Canada's defence minister Harjit Singh Sajjan has entered the debate of the Tignish Legion incident where two Sikh men suffered a racist attack.
(CP Photo)
Canada's defence minister Harjit Singh Sajjan has entered the debate of the Tignish Legion incident where two Sikh men suffered a racist attack. (CP Photo) - The Guardian

It seems that we are just one headdress away from open displays of anger and hostility towards newcomers.

Just over three weeks ago, six young people from West Prince were turned away from a Charlottetown hotel, sent packing simply because of their place of residence. Their treatment that frigid New Year’s Eve was discriminatory and unacceptable.

Fast forward to last Wednesday night at the Tignish legion. Three people came in to socialize but were greeted by patrons and staff with a spew of insults and racists comments, ignited because two were Sikhs and one was wearing a religious headdress – a turban.

It seems that facing intolerance themselves hasn’t made some people from the town more tolerant of others.
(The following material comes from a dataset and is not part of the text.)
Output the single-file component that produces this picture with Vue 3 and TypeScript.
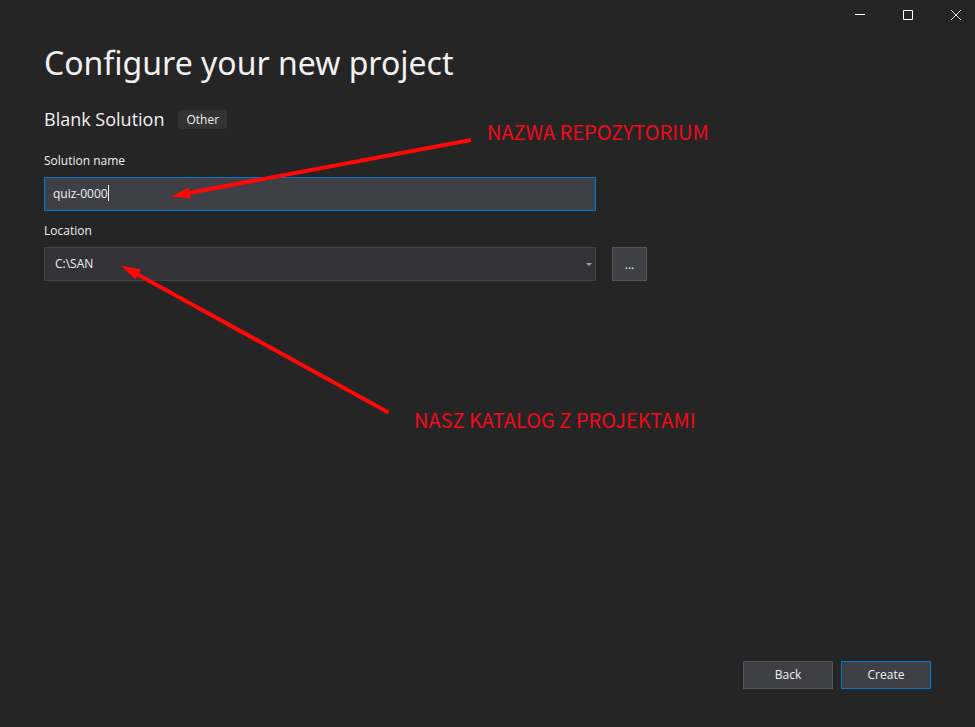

The legion honours veterans who fought great wars to stop injustice, tyranny and autocrats; to safeguard our cherished rights and freedoms; and who shed blood to keep the peace in far away lands.

And then, right here in our small province, legion patrons act like those same bullies.
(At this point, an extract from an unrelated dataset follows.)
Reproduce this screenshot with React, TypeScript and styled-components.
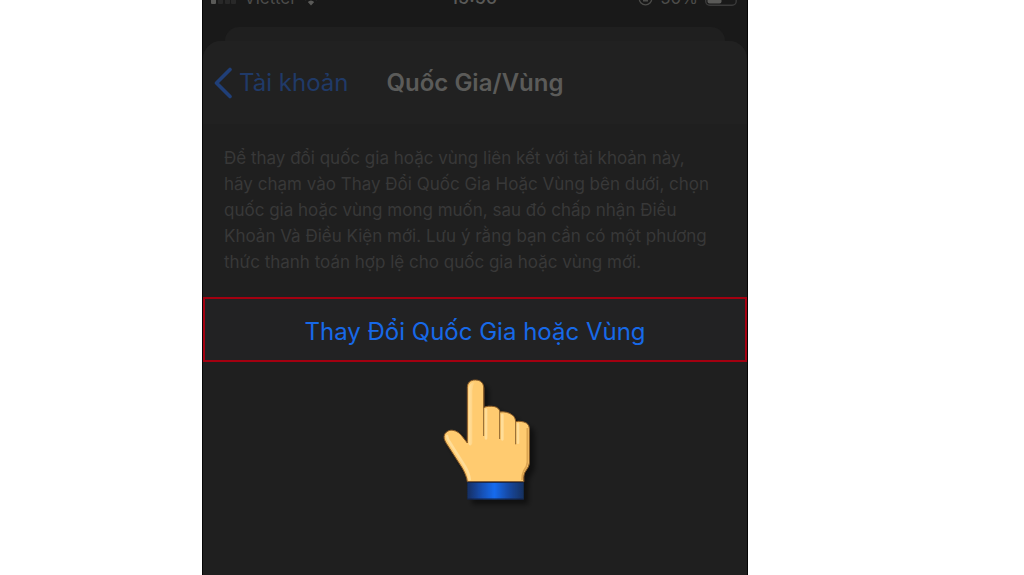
import React from "react";
import styled, { createGlobalStyle } from "styled-components";

const GlobalStyle = createGlobalStyle`
  * { box-sizing: border-box; }
  body {
    margin: 0;
    background: #ffffff;
    font-family: Inter, "Liberation Sans", sans-serif;
  }
`;

const Page = styled.main`
  display: grid;
  grid-template-columns: 202fr 546fr 276fr;
  min-height: 100vh;
  overflow: hidden;
`;

const Phone = styled.section`
  grid-column: 2;
  display: flex;
  flex-direction: column;
  background: #191919;
  border: solid #050505;
  border-width: 0 1px;
`;

const StatusBar = styled.div`
  height: 27px;
  padding: 0 10px 0 8px;
`;

const StatusRow = styled.div`
  display: grid;
  grid-template-columns: 1fr auto 1fr;
  align-items: center;
  margin-top: -13px;
  font-size: 17px;
  line-height: 22px;
  color: #4c4c4a;
`;

const StatusGroup = styled.div<{ $end?: boolean }>`
  display: flex;
  align-items: center;
  gap: 7px;
  justify-content: ${(p) => (p.$end ? "flex-end" : "flex-start")};
`;

const Clock = styled.time`
  font-size: 18px;
  font-weight: 500;
  color: #5a5a58;
`;

const BackSheet = styled.div`
  height: 14px;
  margin: 0 22px;
  border-radius: 14px 14px 0 0;
  background: #1f1f1f;
`;

const Sheet = styled.div`
  flex: 1;
  border-radius: 18px 18px 0 0;
  background: #1f1f1f;
`;

const NavBar = styled.header`
  display: grid;
  grid-template-columns: 1fr auto 1fr;
  align-items: center;
  height: 83px;
  padding: 0 11px;
  border-radius: 18px 18px 0 0;
  background: #212121;
`;

const BackLink = styled.a`
  display: flex;
  align-items: center;
  gap: 7px;
  color: #203a68;
  font-size: 24px;
  line-height: 32px;
  text-decoration: none;
  white-space: nowrap;
`;

const Title = styled.h1`
  margin: 0;
  color: #5b5b59;
  font-size: 24px;
  font-weight: 600;
  line-height: 32px;
  white-space: nowrap;
`;

const Description = styled.p`
  margin: 0;
  padding: 21px 20px 22px 21px;
  color: #383838;
  font-size: 17px;
  line-height: 26px;
`;

const Line = styled.span`
  display: block;
  white-space: nowrap;
`;

const ChangeButton = styled.button`
  display: block;
  width: 100%;
  height: 65px;
  padding: 4px 0 0;
  border: 2px solid #a30010;
  background: #222223;
  color: #1769e8;
  font-family: inherit;
  font-size: 24px;
  line-height: 32px;
`;

const Pointer = styled.div`
  display: flex;
  justify-content: center;
  padding-top: 8px;
`;

const paragraph = [
  "Để thay đổi quốc gia hoặc vùng liên kết với tài khoản này,",
  "hãy chạm vào Thay Đổi Quốc Gia Hoặc Vùng bên dưới, chọn",
  "quốc gia hoặc vùng mong muốn, sau đó chấp nhận Điều",
  "Khoản Và Điều Kiện mới. Lưu ý rằng bạn cần có một phương",
  "thức thanh toán hợp lệ cho quốc gia hoặc vùng mới.",
];

const SignalIcon = () => (
  <svg width="26" height="14" viewBox="0 0 26 14" aria-hidden="true">
    <rect x="0" y="6" width="5" height="7" rx="1" fill="#5a5a58" />
    <rect x="7" y="4" width="5" height="9" rx="1" fill="#282828" />
    <rect x="14" y="2" width="5" height="11" rx="1" fill="#282828" />
    <rect x="20" y="0" width="5" height="13" rx="1" fill="#282828" />
  </svg>
);

const WifiIcon = () => (
  <svg width="20" height="15" viewBox="0 0 20 15" aria-hidden="true">
    <path d="M1 4.5Q10-3 19 4.5M4 8.500Q10 3 16 8.500" fill="none" stroke="#5a5a58" strokeWidth="2.4" />
    <path d="M6.8 11Q10 8 13.2 11L10 14.5Z" fill="#5a5a58" />
  </svg>
);

const RotationLockIcon = () => (
  <svg width="15" height="15" viewBox="0 0 15 15" aria-hidden="true">
    <circle cx="7.5" cy="7.5" r="6.300" fill="none" stroke="#4c4c4a" strokeWidth="1.3" />
    <path d="M5 6.500h5v4H5z" fill="#4c4c4a" />
    <path d="M6 7V5.500a1.500 1.500 0 0 1 3 0V7" fill="none" stroke="#4c4c4a" />
  </svg>
);

const BatteryIcon = () => (
  <svg width="32" height="15" viewBox="0 0 32 15" aria-hidden="true">
    <rect x="0.700" y="0.700" width="30.500" height="13.500" rx="4" fill="none" stroke="#3a3a3a" strokeWidth="1.400" />
    <rect x="2.500" y="2.500" width="14" height="10" rx="2" fill="#5a5a58" />
  </svg>
);

const ChevronLeft = () => (
  <svg width="18" height="32" viewBox="0 0 18 32" aria-hidden="true">
    <path d="M16 2.500L2.500 16L16 29.500" fill="none" stroke="#203f78" strokeWidth="3.600" strokeLinecap="round" strokeLinejoin="round" />
  </svg>
);

const handShape =
  "M112 335C111 322 103 305 96 293L49 220C43 210 40 202 44 193C48 185 58 179 69 181C81 183 90 190 98 201L112 219V53C112 38 121 30 136 30C152 30 161 39 161 54V113C169 108 183 108 194 110C203 112 209 118 210 126C221 124 238 127 248 136C254 141 256 147 257 155C267 153 280 154 289 159C295 163 298 169 298 178V279C298 295 281 303 281 320V335Z";

const PointingHand = () => (
  <svg width="150" height="145" viewBox="-90 0 450 435" role="img" aria-label="Bàn tay chỉ lên">
    <defs>
      <linearGradient id="cuff">
        <stop offset="0" stopColor="#132d60" />
        <stop offset="0.260" stopColor="#1650b4" />
        <stop offset="0.480" stopColor="#166bee" />
        <stop offset="0.740" stopColor="#1648a0" />
        <stop offset="1" stopColor="#14305e" />
      </linearGradient>
      <linearGradient id="shine">
        <stop offset="0" stopColor="#ffe0a0" />
        <stop offset="1" stopColor="#ffcb70" />
      </linearGradient>
      <filter id="shadow" x="-20%" y="-20%" width="150%" height="150%">
        <feDropShadow dx="14" dy="14" stdDeviation="8" floodColor="#000000" floodOpacity="0.500" />
      </filter>
      <filter id="soften">
        <feGaussianBlur stdDeviation="2" />
      </filter>
    </defs>
    <g filter="url(#shadow)">
      <path d={handShape} fill="#ffcb70" stroke="#8a5b27" strokeWidth="3" />
      <rect x="112" y="336" width="169" height="52" fill="url(#cuff)" />
      <path d="M112 337H281M112 387H281" stroke="#142340" strokeWidth="3" />
    </g>
    <path d="M116 222V54Q119 36 136 35Q127 48 127 62V220Q121 232 116 222Z" fill="url(#shine)" />
    <g fill="none" stroke="#ffdd98" strokeWidth="8" strokeLinecap="round" filter="url(#soften)">
      <path d="M168 119V205M217 135V208M264 163V218" />
      <path d="M51 198Q52 209 62 221L105 289Q117 310 119 328" />
    </g>
    <path d="M161 53V198M209 125V207M257 155V223" fill="none" stroke="#8a622e" strokeWidth="3" />
    <path d="M292 174V276Q292 289 281 303Q276 313 276 330" fill="none" stroke="#dda551" strokeWidth="5" filter="url(#soften)" />
  </svg>
);

export default function App() {
  return (
    <>
      <GlobalStyle />
      <Page>
        <Phone>
          <StatusBar>
            <StatusRow>
              <StatusGroup>
                <SignalIcon />
                <span>Viettel</span>
                <WifiIcon />
              </StatusGroup>
              <Clock>15:50</Clock>
              <StatusGroup $end>
                <RotationLockIcon />
                <span>50%</span>
                <BatteryIcon />
              </StatusGroup>
            </StatusRow>
          </StatusBar>
          <BackSheet />
          <Sheet>
            <NavBar>
              <BackLink href="#account">
                <ChevronLeft />
                Tài khoản
              </BackLink>
              <Title>Quốc Gia/Vùng</Title>
            </NavBar>
            <Description>
              {paragraph.map((text) => (
                <Line key={text}>{text}</Line>
              ))}
            </Description>
            <ChangeButton type="button">Thay Đổi Quốc Gia hoặc Vùng</ChangeButton>
            <Pointer>
              <PointingHand />
            </Pointer>
          </Sheet>
        </Phone>
      </Page>
    </>
  );
}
Some felt the incident was overblown - that it wasn’t racism – it was just the media overreacting and blowing the incident out of proportion. Some people saw the tape and saw nothing wrong.
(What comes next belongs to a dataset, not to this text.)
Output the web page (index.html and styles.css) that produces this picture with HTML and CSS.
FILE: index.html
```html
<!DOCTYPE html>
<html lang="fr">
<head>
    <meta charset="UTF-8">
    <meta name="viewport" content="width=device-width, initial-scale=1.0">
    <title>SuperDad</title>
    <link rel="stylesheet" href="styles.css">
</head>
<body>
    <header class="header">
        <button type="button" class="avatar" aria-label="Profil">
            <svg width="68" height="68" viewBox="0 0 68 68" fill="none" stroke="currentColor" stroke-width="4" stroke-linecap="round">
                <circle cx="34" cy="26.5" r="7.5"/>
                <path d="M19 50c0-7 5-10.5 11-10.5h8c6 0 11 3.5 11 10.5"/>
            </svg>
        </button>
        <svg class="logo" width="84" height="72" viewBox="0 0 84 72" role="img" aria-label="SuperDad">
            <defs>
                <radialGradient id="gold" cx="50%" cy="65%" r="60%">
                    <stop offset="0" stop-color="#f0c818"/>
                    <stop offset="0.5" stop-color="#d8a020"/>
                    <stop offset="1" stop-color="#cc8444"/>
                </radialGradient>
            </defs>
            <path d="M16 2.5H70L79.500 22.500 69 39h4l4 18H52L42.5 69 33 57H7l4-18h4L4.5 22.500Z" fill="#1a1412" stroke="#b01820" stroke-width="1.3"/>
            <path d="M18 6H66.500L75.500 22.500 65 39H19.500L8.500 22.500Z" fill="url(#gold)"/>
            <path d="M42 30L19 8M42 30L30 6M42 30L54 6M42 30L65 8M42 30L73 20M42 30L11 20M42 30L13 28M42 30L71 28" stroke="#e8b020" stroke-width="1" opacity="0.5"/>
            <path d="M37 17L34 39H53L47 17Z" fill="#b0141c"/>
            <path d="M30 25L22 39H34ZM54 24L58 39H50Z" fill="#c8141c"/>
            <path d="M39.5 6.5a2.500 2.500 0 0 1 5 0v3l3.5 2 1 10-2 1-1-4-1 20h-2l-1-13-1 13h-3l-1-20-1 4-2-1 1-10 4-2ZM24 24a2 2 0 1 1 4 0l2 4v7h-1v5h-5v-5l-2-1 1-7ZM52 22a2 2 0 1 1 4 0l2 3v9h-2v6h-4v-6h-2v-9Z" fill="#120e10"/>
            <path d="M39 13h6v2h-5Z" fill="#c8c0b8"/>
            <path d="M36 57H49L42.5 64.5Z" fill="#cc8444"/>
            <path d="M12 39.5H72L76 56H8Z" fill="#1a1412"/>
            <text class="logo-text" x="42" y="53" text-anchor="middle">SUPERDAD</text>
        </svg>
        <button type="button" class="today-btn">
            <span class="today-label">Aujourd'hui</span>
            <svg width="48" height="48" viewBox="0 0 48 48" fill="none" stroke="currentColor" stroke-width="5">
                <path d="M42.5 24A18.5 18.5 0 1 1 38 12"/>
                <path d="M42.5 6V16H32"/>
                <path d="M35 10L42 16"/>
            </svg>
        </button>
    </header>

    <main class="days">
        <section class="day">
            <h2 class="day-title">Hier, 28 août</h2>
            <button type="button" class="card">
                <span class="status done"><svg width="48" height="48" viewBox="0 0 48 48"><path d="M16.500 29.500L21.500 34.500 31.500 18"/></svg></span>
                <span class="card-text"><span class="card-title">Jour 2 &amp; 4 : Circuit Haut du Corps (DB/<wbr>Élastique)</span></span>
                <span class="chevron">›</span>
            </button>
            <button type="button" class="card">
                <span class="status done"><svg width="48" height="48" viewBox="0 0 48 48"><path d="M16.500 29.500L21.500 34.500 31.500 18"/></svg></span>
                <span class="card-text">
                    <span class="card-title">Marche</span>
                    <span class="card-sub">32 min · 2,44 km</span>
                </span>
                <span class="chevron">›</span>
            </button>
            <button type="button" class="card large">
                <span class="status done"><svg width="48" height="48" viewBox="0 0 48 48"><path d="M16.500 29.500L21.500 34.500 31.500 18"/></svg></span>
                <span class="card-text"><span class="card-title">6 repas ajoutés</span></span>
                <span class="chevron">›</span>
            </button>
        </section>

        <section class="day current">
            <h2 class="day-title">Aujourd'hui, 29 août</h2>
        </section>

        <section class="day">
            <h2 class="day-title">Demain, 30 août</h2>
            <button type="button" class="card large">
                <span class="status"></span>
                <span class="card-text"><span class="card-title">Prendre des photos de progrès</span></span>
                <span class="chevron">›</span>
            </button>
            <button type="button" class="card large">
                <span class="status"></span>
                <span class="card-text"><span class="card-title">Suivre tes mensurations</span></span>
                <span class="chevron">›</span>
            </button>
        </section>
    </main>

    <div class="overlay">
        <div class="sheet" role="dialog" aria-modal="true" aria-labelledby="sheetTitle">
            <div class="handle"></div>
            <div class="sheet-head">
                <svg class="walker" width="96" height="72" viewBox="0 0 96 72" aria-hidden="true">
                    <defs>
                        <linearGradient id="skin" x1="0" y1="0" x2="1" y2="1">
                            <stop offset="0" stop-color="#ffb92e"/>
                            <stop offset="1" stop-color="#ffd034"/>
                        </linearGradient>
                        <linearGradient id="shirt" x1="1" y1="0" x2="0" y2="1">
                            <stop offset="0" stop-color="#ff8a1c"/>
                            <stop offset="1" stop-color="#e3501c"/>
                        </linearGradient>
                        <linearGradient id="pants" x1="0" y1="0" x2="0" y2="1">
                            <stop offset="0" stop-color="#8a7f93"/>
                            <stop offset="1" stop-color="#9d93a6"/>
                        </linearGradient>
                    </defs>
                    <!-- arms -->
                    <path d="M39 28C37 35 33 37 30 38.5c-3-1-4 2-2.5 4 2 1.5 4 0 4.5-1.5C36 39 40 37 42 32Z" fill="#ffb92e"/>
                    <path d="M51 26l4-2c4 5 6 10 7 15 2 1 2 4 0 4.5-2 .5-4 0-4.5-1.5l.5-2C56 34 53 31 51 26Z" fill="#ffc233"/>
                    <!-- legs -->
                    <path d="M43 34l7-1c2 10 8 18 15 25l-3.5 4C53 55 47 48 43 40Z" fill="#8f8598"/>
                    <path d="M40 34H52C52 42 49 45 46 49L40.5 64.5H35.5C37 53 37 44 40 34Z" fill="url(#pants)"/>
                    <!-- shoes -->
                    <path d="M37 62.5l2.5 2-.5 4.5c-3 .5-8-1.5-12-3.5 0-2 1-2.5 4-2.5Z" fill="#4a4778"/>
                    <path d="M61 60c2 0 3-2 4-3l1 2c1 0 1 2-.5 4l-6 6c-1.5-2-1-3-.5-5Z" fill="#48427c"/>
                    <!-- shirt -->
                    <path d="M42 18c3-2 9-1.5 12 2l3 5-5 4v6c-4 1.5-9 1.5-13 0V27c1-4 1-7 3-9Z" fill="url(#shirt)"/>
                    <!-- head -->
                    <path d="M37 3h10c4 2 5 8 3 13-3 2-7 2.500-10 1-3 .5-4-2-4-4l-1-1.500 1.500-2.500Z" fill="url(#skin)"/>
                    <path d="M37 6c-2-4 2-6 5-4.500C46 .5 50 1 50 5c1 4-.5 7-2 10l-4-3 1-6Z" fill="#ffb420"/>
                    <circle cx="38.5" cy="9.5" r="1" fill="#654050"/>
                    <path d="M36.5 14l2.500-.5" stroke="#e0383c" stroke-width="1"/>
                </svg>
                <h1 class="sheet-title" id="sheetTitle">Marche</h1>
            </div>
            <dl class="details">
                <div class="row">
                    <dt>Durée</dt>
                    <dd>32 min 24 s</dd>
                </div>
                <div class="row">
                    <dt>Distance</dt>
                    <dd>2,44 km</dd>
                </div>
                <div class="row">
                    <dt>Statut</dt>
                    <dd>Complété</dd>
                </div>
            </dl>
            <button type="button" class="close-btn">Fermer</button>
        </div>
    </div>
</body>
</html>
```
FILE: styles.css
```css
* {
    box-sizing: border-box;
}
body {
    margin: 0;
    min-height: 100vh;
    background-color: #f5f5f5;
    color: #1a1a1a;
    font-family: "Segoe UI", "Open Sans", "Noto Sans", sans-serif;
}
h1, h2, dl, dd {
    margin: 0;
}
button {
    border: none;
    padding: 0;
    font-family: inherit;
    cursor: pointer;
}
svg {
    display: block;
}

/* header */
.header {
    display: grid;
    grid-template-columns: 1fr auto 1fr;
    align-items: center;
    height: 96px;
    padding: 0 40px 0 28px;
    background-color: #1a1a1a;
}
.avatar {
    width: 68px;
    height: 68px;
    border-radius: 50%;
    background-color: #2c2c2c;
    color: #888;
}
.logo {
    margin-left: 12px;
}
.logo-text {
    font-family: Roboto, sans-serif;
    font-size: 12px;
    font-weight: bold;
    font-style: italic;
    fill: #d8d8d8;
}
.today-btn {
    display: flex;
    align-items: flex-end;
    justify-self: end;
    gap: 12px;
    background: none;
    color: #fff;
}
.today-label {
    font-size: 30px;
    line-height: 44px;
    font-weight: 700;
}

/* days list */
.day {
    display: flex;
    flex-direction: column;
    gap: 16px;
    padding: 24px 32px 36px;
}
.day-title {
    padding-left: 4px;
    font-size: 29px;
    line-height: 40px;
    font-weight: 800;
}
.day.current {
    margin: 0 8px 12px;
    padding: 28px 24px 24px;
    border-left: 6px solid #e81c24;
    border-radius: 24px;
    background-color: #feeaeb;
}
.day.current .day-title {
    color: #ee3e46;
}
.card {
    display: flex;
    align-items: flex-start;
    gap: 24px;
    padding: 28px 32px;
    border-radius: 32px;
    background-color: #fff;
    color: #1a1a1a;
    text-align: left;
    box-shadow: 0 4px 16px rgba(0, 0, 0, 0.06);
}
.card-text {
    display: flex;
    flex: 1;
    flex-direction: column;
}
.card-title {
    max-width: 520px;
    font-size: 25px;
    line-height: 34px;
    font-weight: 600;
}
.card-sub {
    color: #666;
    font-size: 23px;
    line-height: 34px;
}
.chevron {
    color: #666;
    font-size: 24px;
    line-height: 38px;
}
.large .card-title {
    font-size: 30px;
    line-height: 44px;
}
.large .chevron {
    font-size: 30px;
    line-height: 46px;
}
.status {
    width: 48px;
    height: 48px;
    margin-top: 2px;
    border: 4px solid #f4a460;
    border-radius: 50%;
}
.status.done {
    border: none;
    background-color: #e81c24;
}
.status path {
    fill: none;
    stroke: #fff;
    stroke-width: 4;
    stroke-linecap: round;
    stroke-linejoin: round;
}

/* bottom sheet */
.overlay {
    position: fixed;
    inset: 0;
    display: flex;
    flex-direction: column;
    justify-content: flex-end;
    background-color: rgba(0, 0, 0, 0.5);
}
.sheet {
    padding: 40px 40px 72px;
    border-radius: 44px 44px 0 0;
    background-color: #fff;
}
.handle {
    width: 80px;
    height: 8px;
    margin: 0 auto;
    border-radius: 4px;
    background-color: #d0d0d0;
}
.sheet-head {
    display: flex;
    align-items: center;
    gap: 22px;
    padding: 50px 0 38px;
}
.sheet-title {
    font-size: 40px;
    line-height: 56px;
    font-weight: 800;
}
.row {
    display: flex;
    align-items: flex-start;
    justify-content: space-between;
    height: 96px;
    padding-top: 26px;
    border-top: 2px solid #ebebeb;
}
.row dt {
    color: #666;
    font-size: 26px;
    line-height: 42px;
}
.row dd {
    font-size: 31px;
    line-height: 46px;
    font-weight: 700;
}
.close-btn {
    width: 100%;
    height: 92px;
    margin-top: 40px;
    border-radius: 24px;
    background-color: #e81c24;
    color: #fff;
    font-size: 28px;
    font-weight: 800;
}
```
The videotape of the incident shows a disturbing story. It wasn’t just a couple of patrons at the bar who allowed liquor to do the talking. It was the manager, the bouncer and patrons who all ganged up - becoming almost an angry mob.

It wasn’t that long ago that anyone wearing a hat into a legion had to buy a round, amid some good-natured laughter and tsk tsking. Now it’s become an excuse for open hostility.

We are a nation of immigrants. Without immigration, our communities and province will shrivel and fade away.

This is the same province which welcomed Syrian refugees two years ago, fleeing for their lives - from their war-torn country, from ISIS, from coalition bombs, from bloody reprisals - seeking safety for their families and themselves and to start a new life in peace and security.

Political leaders say Tignish has learned from the head-covering incident. The legion has apologized and admits a request to remove religious head covering violates legion policy. It was all an unfortunate incident. Really?

A random, and unscientific, poll published Tuesday asked the question, “what was your reaction to the video from the incident at the Tignish legion." A majority, 54 per cent, saw nothing wrong. It shocked 31 per cent and 15 per cent were not surprised.

It was good to know that shocked reactions are still possible.

The three guests left the legion, shaken and disillusioned, after coming from work at a call centre a short distance away in Bloomfield. They are willing to put the incident behind them and are acting with much more understanding than that extended them a week ago.

Perhaps we should ask ourselves if racism and intolerance lie beneath a very thin veneer on P.E.I., since it seems that we are just one headdress away from open displays of anger and hostility towards newcomers.

We all have some sensitivity training to catch up on.